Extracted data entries
• • • • •

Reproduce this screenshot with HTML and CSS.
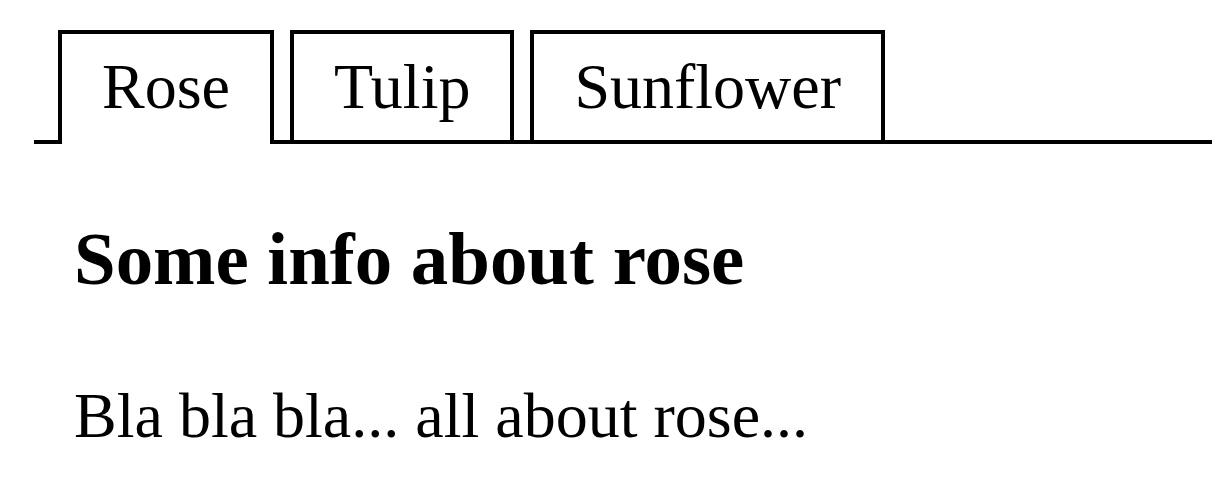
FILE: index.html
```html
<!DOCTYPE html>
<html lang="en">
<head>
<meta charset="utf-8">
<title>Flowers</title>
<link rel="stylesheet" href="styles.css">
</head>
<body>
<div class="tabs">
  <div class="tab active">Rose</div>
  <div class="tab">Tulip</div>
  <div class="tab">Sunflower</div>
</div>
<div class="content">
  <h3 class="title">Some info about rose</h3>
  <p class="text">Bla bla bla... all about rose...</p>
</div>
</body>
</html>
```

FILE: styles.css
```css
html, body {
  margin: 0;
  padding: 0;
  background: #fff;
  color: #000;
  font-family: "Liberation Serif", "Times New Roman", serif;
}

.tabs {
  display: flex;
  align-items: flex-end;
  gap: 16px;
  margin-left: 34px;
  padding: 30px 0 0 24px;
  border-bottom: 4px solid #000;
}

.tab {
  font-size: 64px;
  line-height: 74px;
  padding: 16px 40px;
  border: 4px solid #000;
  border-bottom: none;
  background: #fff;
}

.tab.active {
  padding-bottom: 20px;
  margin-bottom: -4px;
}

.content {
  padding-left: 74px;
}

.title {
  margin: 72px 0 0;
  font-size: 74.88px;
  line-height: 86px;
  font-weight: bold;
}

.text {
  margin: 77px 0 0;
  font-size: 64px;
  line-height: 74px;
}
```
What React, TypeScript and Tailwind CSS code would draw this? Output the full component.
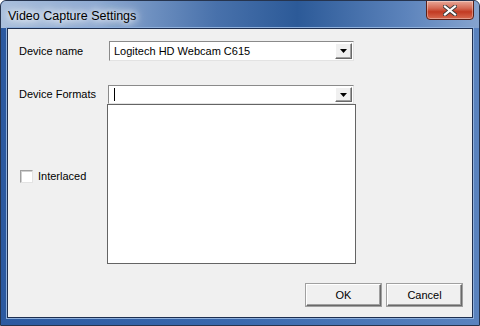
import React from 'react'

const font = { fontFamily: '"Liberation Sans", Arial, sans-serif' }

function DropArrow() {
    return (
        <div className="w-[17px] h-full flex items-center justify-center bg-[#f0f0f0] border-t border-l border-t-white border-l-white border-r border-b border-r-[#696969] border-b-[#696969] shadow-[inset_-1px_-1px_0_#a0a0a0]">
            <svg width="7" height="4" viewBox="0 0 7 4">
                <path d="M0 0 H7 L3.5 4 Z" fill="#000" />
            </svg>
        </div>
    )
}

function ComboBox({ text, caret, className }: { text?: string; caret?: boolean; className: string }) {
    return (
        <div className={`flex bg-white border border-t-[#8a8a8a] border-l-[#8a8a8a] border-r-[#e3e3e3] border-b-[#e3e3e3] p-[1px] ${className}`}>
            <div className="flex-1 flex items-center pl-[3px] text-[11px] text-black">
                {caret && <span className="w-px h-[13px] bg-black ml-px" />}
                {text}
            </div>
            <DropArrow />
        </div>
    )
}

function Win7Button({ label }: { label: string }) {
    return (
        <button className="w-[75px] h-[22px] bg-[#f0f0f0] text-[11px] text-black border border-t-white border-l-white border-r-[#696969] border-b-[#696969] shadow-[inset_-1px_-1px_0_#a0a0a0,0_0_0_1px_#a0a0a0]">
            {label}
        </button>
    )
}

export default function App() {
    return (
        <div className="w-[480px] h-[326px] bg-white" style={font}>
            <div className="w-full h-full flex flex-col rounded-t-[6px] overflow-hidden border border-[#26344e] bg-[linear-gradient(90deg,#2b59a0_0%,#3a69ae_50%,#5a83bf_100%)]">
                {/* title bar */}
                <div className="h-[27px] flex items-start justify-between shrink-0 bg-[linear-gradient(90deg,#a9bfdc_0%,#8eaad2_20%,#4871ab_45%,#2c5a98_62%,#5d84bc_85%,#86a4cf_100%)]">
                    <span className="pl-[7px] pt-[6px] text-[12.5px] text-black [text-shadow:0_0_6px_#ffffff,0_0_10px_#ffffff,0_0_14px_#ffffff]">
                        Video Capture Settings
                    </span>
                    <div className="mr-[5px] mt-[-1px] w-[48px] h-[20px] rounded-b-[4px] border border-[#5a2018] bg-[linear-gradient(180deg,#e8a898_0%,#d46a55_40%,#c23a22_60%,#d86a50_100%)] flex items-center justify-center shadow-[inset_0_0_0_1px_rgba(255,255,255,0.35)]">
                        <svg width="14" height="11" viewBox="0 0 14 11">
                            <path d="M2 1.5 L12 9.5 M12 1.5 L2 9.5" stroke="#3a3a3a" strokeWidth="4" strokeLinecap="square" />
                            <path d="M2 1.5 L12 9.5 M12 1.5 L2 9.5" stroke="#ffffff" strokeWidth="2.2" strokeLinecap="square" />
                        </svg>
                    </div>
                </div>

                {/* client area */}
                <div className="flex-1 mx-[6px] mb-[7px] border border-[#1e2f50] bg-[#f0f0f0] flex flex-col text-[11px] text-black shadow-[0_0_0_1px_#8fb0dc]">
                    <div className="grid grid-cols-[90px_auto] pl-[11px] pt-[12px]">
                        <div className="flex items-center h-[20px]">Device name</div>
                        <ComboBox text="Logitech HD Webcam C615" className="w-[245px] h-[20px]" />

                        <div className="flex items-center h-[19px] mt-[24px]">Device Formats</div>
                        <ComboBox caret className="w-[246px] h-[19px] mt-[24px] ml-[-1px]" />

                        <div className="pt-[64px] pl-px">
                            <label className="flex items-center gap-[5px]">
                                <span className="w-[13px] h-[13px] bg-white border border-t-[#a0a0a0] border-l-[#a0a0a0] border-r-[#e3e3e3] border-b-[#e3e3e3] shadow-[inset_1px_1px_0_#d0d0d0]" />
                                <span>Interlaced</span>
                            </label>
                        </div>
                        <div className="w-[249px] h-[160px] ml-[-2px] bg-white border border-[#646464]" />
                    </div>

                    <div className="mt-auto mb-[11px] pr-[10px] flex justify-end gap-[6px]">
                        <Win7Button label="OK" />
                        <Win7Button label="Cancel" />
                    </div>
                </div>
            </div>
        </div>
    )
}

• • • • •

### YOUR GOAL:
Leaving out the pictures, repeat the data above exactly.

### OUTPUT BELOW:
Reproduce this screenshot with HTML and CSS.
FILE: index.html
```html
<!DOCTYPE html>
<html lang="en">
<head>
<meta charset="utf-8">
<title>Flowers</title>
<link rel="stylesheet" href="styles.css">
</head>
<body>
<div class="tabs">
  <div class="tab active">Rose</div>
  <div class="tab">Tulip</div>
  <div class="tab">Sunflower</div>
</div>
<div class="content">
  <h3 class="title">Some info about rose</h3>
  <p class="text">Bla bla bla... all about rose...</p>
</div>
</body>
</html>
```

FILE: styles.css
```css
html, body {
  margin: 0;
  padding: 0;
  background: #fff;
  color: #000;
  font-family: "Liberation Serif", "Times New Roman", serif;
}

.tabs {
  display: flex;
  align-items: flex-end;
  gap: 16px;
  margin-left: 34px;
  padding: 30px 0 0 24px;
  border-bottom: 4px solid #000;
}

.tab {
  font-size: 64px;
  line-height: 74px;
  padding: 16px 40px;
  border: 4px solid #000;
  border-bottom: none;
  background: #fff;
}

.tab.active {
  padding-bottom: 20px;
  margin-bottom: -4px;
}

.content {
  padding-left: 74px;
}

.title {
  margin: 72px 0 0;
  font-size: 74.88px;
  line-height: 86px;
  font-weight: bold;
}

.text {
  margin: 77px 0 0;
  font-size: 64px;
  line-height: 74px;
}
```
What React, TypeScript and Tailwind CSS code would draw this? Output the full component.
import React from 'react'

const font = { fontFamily: '"Liberation Sans", Arial, sans-serif' }

function DropArrow() {
    return (
        <div className="w-[17px] h-full flex items-center justify-center bg-[#f0f0f0] border-t border-l border-t-white border-l-white border-r border-b border-r-[#696969] border-b-[#696969] shadow-[inset_-1px_-1px_0_#a0a0a0]">
            <svg width="7" height="4" viewBox="0 0 7 4">
                <path d="M0 0 H7 L3.5 4 Z" fill="#000" />
            </svg>
        </div>
    )
}

function ComboBox({ text, caret, className }: { text?: string; caret?: boolean; className: string }) {
    return (
        <div className={`flex bg-white border border-t-[#8a8a8a] border-l-[#8a8a8a] border-r-[#e3e3e3] border-b-[#e3e3e3] p-[1px] ${className}`}>
            <div className="flex-1 flex items-center pl-[3px] text-[11px] text-black">
                {caret && <span className="w-px h-[13px] bg-black ml-px" />}
                {text}
            </div>
            <DropArrow />
        </div>
    )
}

function Win7Button({ label }: { label: string }) {
    return (
        <button className="w-[75px] h-[22px] bg-[#f0f0f0] text-[11px] text-black border border-t-white border-l-white border-r-[#696969] border-b-[#696969] shadow-[inset_-1px_-1px_0_#a0a0a0,0_0_0_1px_#a0a0a0]">
            {label}
        </button>
    )
}

export default function App() {
    return (
        <div className="w-[480px] h-[326px] bg-white" style={font}>
            <div className="w-full h-full flex flex-col rounded-t-[6px] overflow-hidden border border-[#26344e] bg-[linear-gradient(90deg,#2b59a0_0%,#3a69ae_50%,#5a83bf_100%)]">
                {/* title bar */}
                <div className="h-[27px] flex items-start justify-between shrink-0 bg-[linear-gradient(90deg,#a9bfdc_0%,#8eaad2_20%,#4871ab_45%,#2c5a98_62%,#5d84bc_85%,#86a4cf_100%)]">
                    <span className="pl-[7px] pt-[6px] text-[12.5px] text-black [text-shadow:0_0_6px_#ffffff,0_0_10px_#ffffff,0_0_14px_#ffffff]">
                        Video Capture Settings
                    </span>
                    <div className="mr-[5px] mt-[-1px] w-[48px] h-[20px] rounded-b-[4px] border border-[#5a2018] bg-[linear-gradient(180deg,#e8a898_0%,#d46a55_40%,#c23a22_60%,#d86a50_100%)] flex items-center justify-center shadow-[inset_0_0_0_1px_rgba(255,255,255,0.35)]">
                        <svg width="14" height="11" viewBox="0 0 14 11">
                            <path d="M2 1.5 L12 9.5 M12 1.5 L2 9.5" stroke="#3a3a3a" strokeWidth="4" strokeLinecap="square" />
                            <path d="M2 1.5 L12 9.5 M12 1.5 L2 9.5" stroke="#ffffff" strokeWidth="2.2" strokeLinecap="square" />
                        </svg>
                    </div>
                </div>

                {/* client area */}
                <div className="flex-1 mx-[6px] mb-[7px] border border-[#1e2f50] bg-[#f0f0f0] flex flex-col text-[11px] text-black shadow-[0_0_0_1px_#8fb0dc]">
                    <div className="grid grid-cols-[90px_auto] pl-[11px] pt-[12px]">
                        <div className="flex items-center h-[20px]">Device name</div>
                        <ComboBox text="Logitech HD Webcam C615" className="w-[245px] h-[20px]" />

                        <div className="flex items-center h-[19px] mt-[24px]">Device Formats</div>
                        <ComboBox caret className="w-[246px] h-[19px] mt-[24px] ml-[-1px]" />

                        <div className="pt-[64px] pl-px">
                            <label className="flex items-center gap-[5px]">
                                <span className="w-[13px] h-[13px] bg-white border border-t-[#a0a0a0] border-l-[#a0a0a0] border-r-[#e3e3e3] border-b-[#e3e3e3] shadow-[inset_1px_1px_0_#d0d0d0]" />
                                <span>Interlaced</span>
                            </label>
                        </div>
                        <div className="w-[249px] h-[160px] ml-[-2px] bg-white border border-[#646464]" />
                    </div>

                    <div className="mt-auto mb-[11px] pr-[10px] flex justify-end gap-[6px]">
                        <Win7Button label="OK" />
                        <Win7Button label="Cancel" />
                    </div>
                </div>
            </div>
        </div>
    )
}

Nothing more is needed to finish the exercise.